Thanks! This was confusing me. If the question said 'rate of change' would this be ok?
I suppose; but I don't think anyone would actually ask that question. In particular, that is not what "the model predicts", as the question says, except in an indirect way, so they would have to change the whole question if they meant that. It is the answer that is wrong, not the question.
If by "model" they mean the given equation p = e^(-0.13h), that says that we have exponential decrease, which implies that the percentage decrease over a given distance is constant, something you have perhaps been taught about exponential models. The idea that the percentage change in rate of change is constant, is a secondary inference, not something you'd normally say it "predicts".

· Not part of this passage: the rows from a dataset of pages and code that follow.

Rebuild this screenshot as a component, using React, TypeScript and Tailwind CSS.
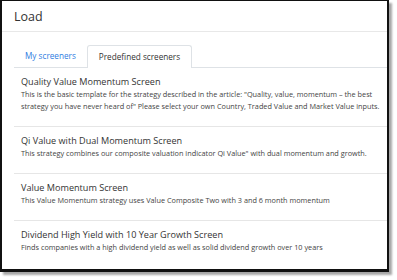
const screeners = [
  {
    title: 'Quality Value Momentum Screen',
    description:
      'This is the basic template for the strategy described in the article: "Quality, value, momentum – the best strategy you have never heard of" Please select your own Country, Traded Value and Market Value inputs.',
  },
  {
    title: 'Qi Value with Dual Momentum Screen',
    description: 'This strategy combines our composite valuation indicator Qi Value" with dual momentum and growth.',
  },
  {
    title: 'Value Momentum Screen',
    description: 'This Value Momentum strategy uses Value Composite Two with 3 and 6 month momentum',
  },
  {
    title: 'Dividend High Yield with 10 Year Growth Screen',
    description: 'Finds companies with a high dividend yield as well as solid dividend growth over 10 years',
  },
];

const App = () => {
  return (
    <div className="w-[397px] h-[280px] bg-white overflow-hidden" style={{ fontFamily: '"Open Sans", "Noto Sans", sans-serif' }}>
      <div className="w-[389px] h-[272px] bg-white border-l-2 border-t-[1.5px] border-r-2 border-b-[3px] border-[#111] shadow-[3px_3px_2px_rgba(0,0,0,0.35)] overflow-hidden flex flex-col">
        <div className="h-[31px] flex items-center pl-[12px] pt-[3px] border-b border-[#e8e8e8] shrink-0">
          <span className="text-[12.5px] text-[#333]">Load</span>
        </div>
        <div className="pl-[12px] pt-[13px] flex-1">
          <div className="flex border-b border-[#dee2e6] h-[23px]">
            <div className="px-[11px] flex items-center text-[8.2px] text-[#2f7de1]">My screeners</div>
            <div className="px-[11px] flex items-center text-[8.2px] text-[#333] border border-b-0 border-[#dee2e6] rounded-t-[3px] bg-white -mb-px">
              Predefined screeners
            </div>
          </div>
          <ul>
            {screeners.map((s) => (
              <li key={s.title} className="pl-[7px] pt-[7px] pb-[14px] border-b border-[#e6e6e6] last:border-b-0">
                <div className="text-[9.1px] leading-[13px] text-[#333]">{s.title}</div>
                <div className="text-[7.3px] leading-[12px] text-[#444]">{s.description}</div>
              </li>
            ))}
          </ul>
        </div>
      </div>
    </div>
  );
};

export default App;
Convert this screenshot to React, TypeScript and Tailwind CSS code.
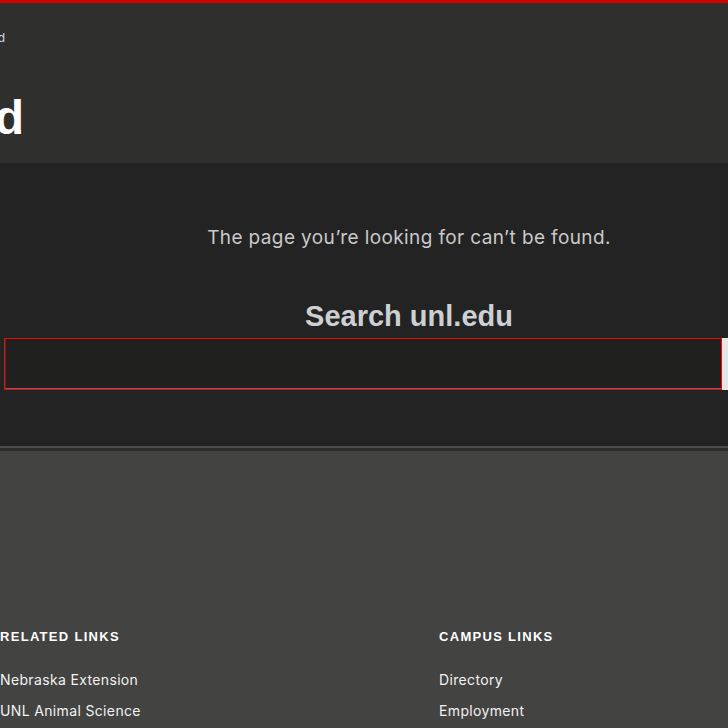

If by "model" they mean the differential equation, that more or less
directly says is that the rate of change in the
pressure relative to height (dp/dh) is proportional to the
pressure (p), so that the percentage change in pressure (change in pressure over pressure) is constant. That constant, in the limit, is k = -0.13 = 13% decrease. The percentage change over a kilometer is close to that, about 12.2%; if you did the calculation over a smaller change in height, it would approach 13% per km. For example, from h=0 to 0.1, p changes from p = e^(-0.13*0) = 1 to p = e^(-0.13*0.1) = 0.987, a percentage change of (0.987 - 1)/1 = -0.013 = -1.3%, which is -13% per km.